-- Written task --
Show each line that has the string "React" in it.

-- Information provided --
------
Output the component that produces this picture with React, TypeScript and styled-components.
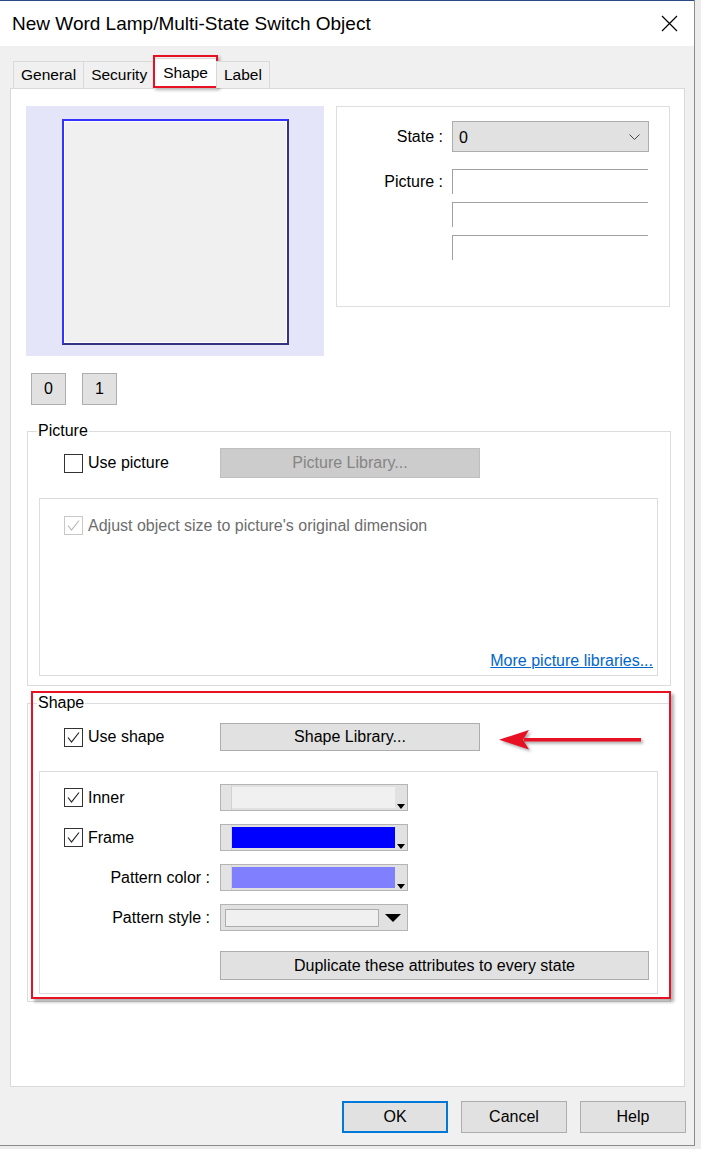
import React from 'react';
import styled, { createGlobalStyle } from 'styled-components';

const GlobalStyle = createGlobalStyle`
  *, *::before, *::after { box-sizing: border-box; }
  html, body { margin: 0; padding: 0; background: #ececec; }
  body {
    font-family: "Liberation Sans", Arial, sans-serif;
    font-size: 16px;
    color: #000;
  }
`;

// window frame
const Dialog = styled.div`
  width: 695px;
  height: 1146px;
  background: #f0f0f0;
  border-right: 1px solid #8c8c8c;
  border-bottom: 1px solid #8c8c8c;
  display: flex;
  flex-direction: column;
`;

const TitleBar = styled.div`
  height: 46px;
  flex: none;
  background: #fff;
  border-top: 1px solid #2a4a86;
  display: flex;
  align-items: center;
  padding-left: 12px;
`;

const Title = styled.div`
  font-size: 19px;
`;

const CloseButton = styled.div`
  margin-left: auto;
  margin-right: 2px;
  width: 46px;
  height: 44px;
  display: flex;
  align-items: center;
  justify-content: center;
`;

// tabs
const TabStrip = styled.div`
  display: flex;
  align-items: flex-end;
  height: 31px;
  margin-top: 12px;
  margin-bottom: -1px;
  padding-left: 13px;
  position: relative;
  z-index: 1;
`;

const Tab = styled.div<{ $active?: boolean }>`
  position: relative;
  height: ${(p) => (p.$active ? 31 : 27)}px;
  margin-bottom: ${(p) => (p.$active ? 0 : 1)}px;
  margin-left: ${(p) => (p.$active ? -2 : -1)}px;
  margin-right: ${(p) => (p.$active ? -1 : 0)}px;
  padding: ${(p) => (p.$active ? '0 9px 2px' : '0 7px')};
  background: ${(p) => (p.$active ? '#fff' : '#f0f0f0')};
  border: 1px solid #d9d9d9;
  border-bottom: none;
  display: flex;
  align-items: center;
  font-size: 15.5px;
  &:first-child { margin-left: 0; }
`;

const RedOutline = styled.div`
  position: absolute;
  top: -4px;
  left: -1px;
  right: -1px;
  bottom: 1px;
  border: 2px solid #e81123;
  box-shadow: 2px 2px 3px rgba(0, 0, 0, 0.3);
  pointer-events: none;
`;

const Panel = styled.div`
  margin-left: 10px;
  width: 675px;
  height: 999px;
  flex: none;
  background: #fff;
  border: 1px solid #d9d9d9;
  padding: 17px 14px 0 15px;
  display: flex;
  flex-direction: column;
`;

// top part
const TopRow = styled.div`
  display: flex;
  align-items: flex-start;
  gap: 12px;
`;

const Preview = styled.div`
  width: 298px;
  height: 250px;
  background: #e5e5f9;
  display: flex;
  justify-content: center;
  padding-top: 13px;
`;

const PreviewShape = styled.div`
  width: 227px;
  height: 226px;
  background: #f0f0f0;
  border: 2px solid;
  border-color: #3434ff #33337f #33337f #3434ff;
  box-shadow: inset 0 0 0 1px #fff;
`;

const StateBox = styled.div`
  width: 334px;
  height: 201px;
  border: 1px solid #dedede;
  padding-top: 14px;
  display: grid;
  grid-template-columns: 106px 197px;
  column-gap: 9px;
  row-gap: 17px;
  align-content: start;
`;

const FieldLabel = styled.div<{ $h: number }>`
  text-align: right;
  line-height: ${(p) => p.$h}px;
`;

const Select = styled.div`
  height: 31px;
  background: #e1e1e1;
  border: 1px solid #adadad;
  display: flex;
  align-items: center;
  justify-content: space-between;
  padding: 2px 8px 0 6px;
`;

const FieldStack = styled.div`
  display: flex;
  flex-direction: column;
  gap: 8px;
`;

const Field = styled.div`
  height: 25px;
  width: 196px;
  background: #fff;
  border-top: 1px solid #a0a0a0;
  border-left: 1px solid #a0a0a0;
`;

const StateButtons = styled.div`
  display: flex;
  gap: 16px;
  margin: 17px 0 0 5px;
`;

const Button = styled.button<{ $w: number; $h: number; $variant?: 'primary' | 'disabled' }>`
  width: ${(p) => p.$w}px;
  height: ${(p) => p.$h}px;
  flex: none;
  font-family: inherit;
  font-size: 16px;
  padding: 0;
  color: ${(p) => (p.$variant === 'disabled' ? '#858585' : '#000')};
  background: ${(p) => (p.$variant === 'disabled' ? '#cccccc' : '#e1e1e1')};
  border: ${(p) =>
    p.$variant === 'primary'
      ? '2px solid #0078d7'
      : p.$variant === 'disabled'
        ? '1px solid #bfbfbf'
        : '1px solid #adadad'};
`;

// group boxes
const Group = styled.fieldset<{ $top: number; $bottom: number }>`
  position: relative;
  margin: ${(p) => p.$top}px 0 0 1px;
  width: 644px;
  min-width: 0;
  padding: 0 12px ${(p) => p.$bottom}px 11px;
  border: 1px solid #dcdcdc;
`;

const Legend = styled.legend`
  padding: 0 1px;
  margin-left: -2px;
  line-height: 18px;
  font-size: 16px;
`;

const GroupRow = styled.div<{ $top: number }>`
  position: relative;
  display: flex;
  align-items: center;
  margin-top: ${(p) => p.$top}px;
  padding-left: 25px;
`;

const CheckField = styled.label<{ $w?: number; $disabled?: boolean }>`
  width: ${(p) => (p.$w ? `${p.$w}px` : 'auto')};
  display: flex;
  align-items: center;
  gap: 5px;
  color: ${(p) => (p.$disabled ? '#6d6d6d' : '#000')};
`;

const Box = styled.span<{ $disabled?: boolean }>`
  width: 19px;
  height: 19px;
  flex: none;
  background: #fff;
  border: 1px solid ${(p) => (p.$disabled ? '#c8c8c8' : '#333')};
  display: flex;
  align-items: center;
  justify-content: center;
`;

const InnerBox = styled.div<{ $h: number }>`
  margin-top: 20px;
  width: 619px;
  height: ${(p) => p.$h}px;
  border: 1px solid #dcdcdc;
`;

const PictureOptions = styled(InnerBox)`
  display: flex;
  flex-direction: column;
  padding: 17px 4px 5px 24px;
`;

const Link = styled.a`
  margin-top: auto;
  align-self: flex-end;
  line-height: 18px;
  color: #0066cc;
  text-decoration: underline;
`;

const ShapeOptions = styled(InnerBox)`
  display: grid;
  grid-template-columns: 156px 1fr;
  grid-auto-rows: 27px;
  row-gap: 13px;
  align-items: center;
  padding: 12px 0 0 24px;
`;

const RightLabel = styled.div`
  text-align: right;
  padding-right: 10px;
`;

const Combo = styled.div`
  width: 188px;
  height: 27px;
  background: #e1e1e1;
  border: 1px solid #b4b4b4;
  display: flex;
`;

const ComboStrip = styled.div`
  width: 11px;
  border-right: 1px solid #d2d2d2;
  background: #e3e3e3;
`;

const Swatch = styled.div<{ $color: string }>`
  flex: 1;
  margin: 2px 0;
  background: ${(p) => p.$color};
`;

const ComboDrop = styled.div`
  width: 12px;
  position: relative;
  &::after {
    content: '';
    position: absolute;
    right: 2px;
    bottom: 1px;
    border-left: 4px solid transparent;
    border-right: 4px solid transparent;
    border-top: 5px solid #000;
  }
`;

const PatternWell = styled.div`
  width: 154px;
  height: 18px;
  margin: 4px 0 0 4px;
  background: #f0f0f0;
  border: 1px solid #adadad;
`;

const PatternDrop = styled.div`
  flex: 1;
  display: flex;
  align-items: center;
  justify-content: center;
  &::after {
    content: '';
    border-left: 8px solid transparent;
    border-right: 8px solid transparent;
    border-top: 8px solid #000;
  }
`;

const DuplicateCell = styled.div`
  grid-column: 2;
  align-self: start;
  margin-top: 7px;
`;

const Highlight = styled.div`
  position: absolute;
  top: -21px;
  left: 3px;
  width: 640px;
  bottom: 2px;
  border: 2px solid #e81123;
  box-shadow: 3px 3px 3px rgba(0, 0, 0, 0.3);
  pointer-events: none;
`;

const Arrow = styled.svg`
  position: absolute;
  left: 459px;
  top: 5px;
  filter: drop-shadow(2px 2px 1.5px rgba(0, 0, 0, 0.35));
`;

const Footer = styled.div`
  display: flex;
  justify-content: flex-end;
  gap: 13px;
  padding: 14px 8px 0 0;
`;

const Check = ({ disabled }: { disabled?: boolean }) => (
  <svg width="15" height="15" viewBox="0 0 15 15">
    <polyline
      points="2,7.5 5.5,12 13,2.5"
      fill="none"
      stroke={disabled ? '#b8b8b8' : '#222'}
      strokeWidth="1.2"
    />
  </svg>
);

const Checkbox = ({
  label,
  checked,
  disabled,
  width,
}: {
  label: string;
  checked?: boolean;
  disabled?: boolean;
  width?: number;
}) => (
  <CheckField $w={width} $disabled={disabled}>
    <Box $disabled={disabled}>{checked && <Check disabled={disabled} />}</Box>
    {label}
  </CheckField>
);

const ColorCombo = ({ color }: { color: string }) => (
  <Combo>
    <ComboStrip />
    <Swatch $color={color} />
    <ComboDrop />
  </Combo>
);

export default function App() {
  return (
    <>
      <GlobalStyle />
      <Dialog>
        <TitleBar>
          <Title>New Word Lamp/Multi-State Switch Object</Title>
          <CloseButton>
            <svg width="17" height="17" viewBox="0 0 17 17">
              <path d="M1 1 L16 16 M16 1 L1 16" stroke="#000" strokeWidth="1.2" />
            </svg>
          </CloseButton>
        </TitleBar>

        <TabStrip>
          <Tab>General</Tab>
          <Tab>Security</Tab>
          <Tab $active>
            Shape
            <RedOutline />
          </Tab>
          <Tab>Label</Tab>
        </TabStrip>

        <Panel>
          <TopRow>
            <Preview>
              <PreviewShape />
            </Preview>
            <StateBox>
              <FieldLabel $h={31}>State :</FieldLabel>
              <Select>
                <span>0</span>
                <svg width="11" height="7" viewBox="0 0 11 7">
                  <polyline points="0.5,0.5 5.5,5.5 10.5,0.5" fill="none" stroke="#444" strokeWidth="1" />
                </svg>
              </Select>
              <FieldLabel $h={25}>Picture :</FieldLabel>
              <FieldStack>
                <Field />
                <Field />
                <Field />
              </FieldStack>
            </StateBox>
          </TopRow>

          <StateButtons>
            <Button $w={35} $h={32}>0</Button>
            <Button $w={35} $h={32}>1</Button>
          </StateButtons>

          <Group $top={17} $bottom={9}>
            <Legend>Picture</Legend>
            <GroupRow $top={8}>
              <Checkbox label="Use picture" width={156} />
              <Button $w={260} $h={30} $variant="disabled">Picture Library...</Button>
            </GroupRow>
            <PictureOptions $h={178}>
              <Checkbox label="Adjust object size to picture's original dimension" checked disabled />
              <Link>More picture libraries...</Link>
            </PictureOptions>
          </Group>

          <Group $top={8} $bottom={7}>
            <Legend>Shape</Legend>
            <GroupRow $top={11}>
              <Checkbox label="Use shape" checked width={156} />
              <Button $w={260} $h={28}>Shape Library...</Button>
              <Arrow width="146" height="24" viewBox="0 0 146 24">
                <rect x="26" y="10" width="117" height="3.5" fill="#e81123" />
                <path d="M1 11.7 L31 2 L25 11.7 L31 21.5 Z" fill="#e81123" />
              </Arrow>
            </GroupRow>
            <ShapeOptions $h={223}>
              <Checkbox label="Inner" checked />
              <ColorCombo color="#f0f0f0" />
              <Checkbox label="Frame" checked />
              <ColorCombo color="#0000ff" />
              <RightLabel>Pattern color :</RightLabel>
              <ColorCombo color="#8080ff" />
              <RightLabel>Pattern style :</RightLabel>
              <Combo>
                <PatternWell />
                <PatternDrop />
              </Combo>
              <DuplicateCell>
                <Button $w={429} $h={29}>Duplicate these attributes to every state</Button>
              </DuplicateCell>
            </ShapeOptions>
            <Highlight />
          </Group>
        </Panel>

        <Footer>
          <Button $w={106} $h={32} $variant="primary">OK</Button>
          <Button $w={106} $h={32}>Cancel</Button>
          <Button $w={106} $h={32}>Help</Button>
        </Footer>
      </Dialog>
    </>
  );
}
------
-- Correct response --
Output the component that produces this picture with React, TypeScript and styled-components.
import React from 'react';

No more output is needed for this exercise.